Художник, много где учившийся в Москве и Петербурге (частным образом — у Киселева, Репина и Чистякова, вприглядку — у коллег по абрамцевскому и поленовскому кружкам, вольнослушателем в Императорской академии, в школе при Императорском обществе поощрения художеств, в Училище живописи, ваяния и зодчества), но официально нигде не доучившийся. Однако художник или не художник определяется ведь не по диплому, званиям или членству в профорганизациях — Остроухов как раз входил в Товарищество передвижных художественных выставок и в «Союз русских художников», его избрали в действительные члены Академии художеств.
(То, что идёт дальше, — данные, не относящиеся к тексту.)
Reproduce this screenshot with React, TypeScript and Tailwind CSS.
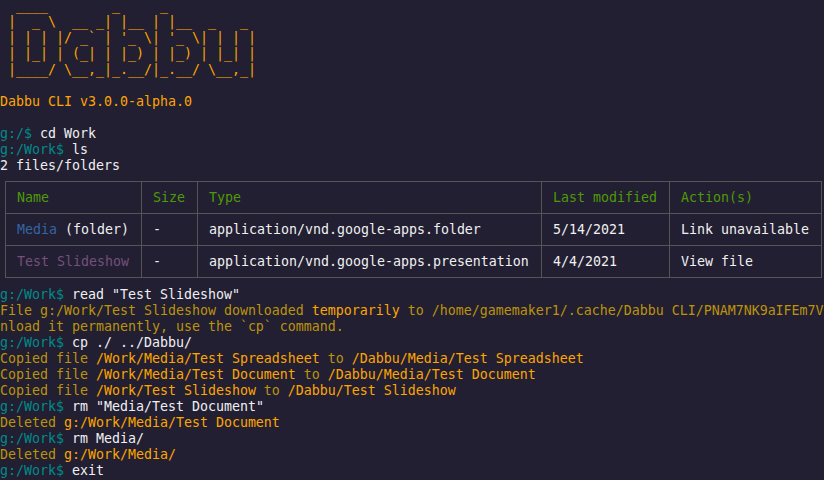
const O = "text-[#ffa500]";
const D = "text-[#bd930b]";
const P = "text-[#008b8b]";
const W = "text-[#f0f0f0]";

const art = [
  " |  _ \\  __ _| |__ | |__  _   _",
  " | | | |/ _` | '_ \\| '_ \\| | | |",
  " | |_| | (_| | |_) | |_) | |_| |",
  " |____/ \\__,_|_.__/|_.__/ \\__,_|",
];

function Line({ children }: { children?: React.ReactNode }) {
  return <div className="h-4 whitespace-pre overflow-hidden">{children}</div>;
}

function Prompt({ path, cmd }: { path: string; cmd: string }) {
  return (
    <Line>
      <span className={P}>{path}$ </span>
      <span className={W}>{cmd}</span>
    </Line>
  );
}

function Th({ children }: { children: React.ReactNode }) {
  return <th className="border border-[#555555] px-[11px] py-0 h-8 font-normal text-left text-[#4e9a06]">{children}</th>;
}

function Td({ children }: { children: React.ReactNode }) {
  return <td className={`border border-[#555555] px-[11px] py-0 h-8 ${W}`}>{children}</td>;
}

export default function App() {
  return (
    <div className="h-[480px] w-[824px] overflow-hidden bg-[#221f32] font-['DejaVu_Sans_Mono',monospace] text-[13.29px] leading-4">
      <div className={O}>
        <div className="h-[14px] leading-3 whitespace-pre">{"  ____        _     _"}</div>
        {art.map((l, i) => (
          <div key={i} className="h-4 whitespace-pre">{l}</div>
        ))}
      </div>
      <Line />
      <Line>
        <span className={O}>Dabbu CLI v3.0.0-alpha.0</span>
      </Line>
      <Line />
      <Prompt path="g:/" cmd="cd Work" />
      <Prompt path="g:/Work" cmd="ls" />
      <Line>
        <span className={W}>2 files/folders</span>
      </Line>
      <div className="pl-[5px] pt-[7px] pb-[9px]">
        <table className="border-collapse table-fixed w-[817px]">
          <colgroup>
            <col className="w-[136px]" />
            <col className="w-[56px]" />
            <col className="w-[344px]" />
            <col className="w-[128px]" />
            <col className="w-[152px]" />
          </colgroup>
          <thead>
            <tr>
              <Th>Name</Th>
              <Th>Size</Th>
              <Th>Type</Th>
              <Th>Last modified</Th>
              <Th>Action(s)</Th>
            </tr>
          </thead>
          <tbody>
            <tr>
              <Td>
                <span className="text-[#3465a4]">Media</span> (folder)
              </Td>
              <Td>-</Td>
              <Td>application/vnd.google-apps.folder</Td>
              <Td>5/14/2021</Td>
              <Td>Link unavailable</Td>
            </tr>
            <tr>
              <Td>
                <span className="text-[#75507b]">Test Slideshow</span>
              </Td>
              <Td>-</Td>
              <Td>application/vnd.google-apps.presentation</Td>
              <Td>4/4/2021</Td>
              <Td>View file</Td>
            </tr>
          </tbody>
        </table>
      </div>
      <Prompt path="g:/Work" cmd={'read "Test Slideshow"'} />
      <Line>
        <span className={D}>File g:/Work/Test Slideshow downloaded </span>
        <span className={O}>temporarily</span>
        <span className={D}> to /home/gamemaker1/.cache/Dabbu CLI/PNAM7NK9aIFEm7V</span>
      </Line>
      <Line>
        <span className={D}>nload it permanently, use the `cp` command.</span>
      </Line>
      <Prompt path="g:/Work" cmd="cp ./ ../Dabbu/" />
      <Line>
        <span className={D}>Copied file </span>
        <span className={O}>/Work/Media/Test Spreadsheet</span>
        <span className={D}> to </span>
        <span className={O}>/Dabbu/Media/Test Spreadsheet</span>
      </Line>
      <Line>
        <span className={D}>Copied file </span>
        <span className={O}>/Work/Media/Test Document</span>
        <span className={D}> to </span>
        <span className={O}>/Dabbu/Media/Test Document</span>
      </Line>
      <Line>
        <span className={D}>Copied file </span>
        <span className={O}>/Work/Test Slideshow</span>
        <span className={D}> to </span>
        <span className={O}>/Dabbu/Test Slideshow</span>
      </Line>
      <Prompt path="g:/Work" cmd={'rm "Media/Test Document"'} />
      <Line>
        <span className={D}>Deleted </span>
        <span className={O}>g:/Work/Media/Test Document</span>
      </Line>
      <Prompt path="g:/Work" cmd="rm Media/" />
      <Line>
        <span className={D}>Deleted </span>
        <span className={O}>g:/Work/Media/</span>
      </Line>
      <Prompt path="g:/Work" cmd="exit" />
    </div>
  );
}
В первом зале собраны остроуховские картины, рассыпанные по разным музеям — Третьяковка, Абрамцево, Поленово... Это вообще-то событие: со времен первой и, кажется, последней персональной выставки Остроухова, устроенной в 1925 году в Третьяковской галерее — к 40-летию художнической деятельности, прошло почти что столетие. И даже несмотря на отсутствие нескольких важных вещей, на выставке в Трубниках то, о чем раньше приходилось догадываться по одной-двум работам в экспозиции того или иного музея, проявляется со всей очевидностью: Остроухов был живописец большого дарования.
Тут искусствовед непременно должен ввернуть, что пейзажи его подражательны и что он так и не вышел из плена Левитана и Серова, но язвительный Бенуа, в воспоминаниях порассказавший про Остроухова много нелестного — и про купеческую скаредность, и про вздорный характер,— признает, что в 1880-х начинающего молодого художника, впервые взявшегося за кисти в 22 года, современники ставили в один с Левитаном и Серовым ряд. Пресловутого «Сиверко» 1890 года, купленного Третьяковым, нахваливаемого Репиным, объявленного тем же Бенуа одним из лучших достижений русской пейзажной школы и сгоряча поставленного Грабарем выше Левитана, на выставке нет — есть более позднее авторское повторение, несколько замыленное. Однако другие пейзажи Остроухова — абрамцевские этюды 1880-х или «Хмурый день» 1898-го — говорят о том, что обидного звания «художника одной картины» он вовсе не заслуживает. Работал бы не урывками, а систематически, и эти безвидные поля, жидкие облака, озябшие березы, холодные воды и сырой прозрачный воздух обратились бы в сильный пейзажный голос со своей особенной интонацией демисезонной тоскливости — не левитановской сложной меланхолии, а простой русской хандры. Впрочем, если верить мемуаристам, Остроухов был импульсивен, взбалмошен, неусидчив, нетерпелив, а эти свойства характера не располагают к тому, чтобы протирать штаны за этюдником: бывает, что талант и темперамент (на неподходящий к занятиям живописью темперамент указывал и Муратов) в одном человеке никак не могут вступить в счастливый брак. Вот и писать он сразу принялся маслом, поначалу решив не тратить время на обучение рисунку (и экзамен в академию, конечно же, с треском провалил). И недаром впоследствии так увлекся фотографией, куда более быстрой, чем рисование,— некоторые остроуховские пейзажи словно бы увидены этим острым, моментально-фотографическим взглядом, и в этом их странное, нервирующее глаз обаяние.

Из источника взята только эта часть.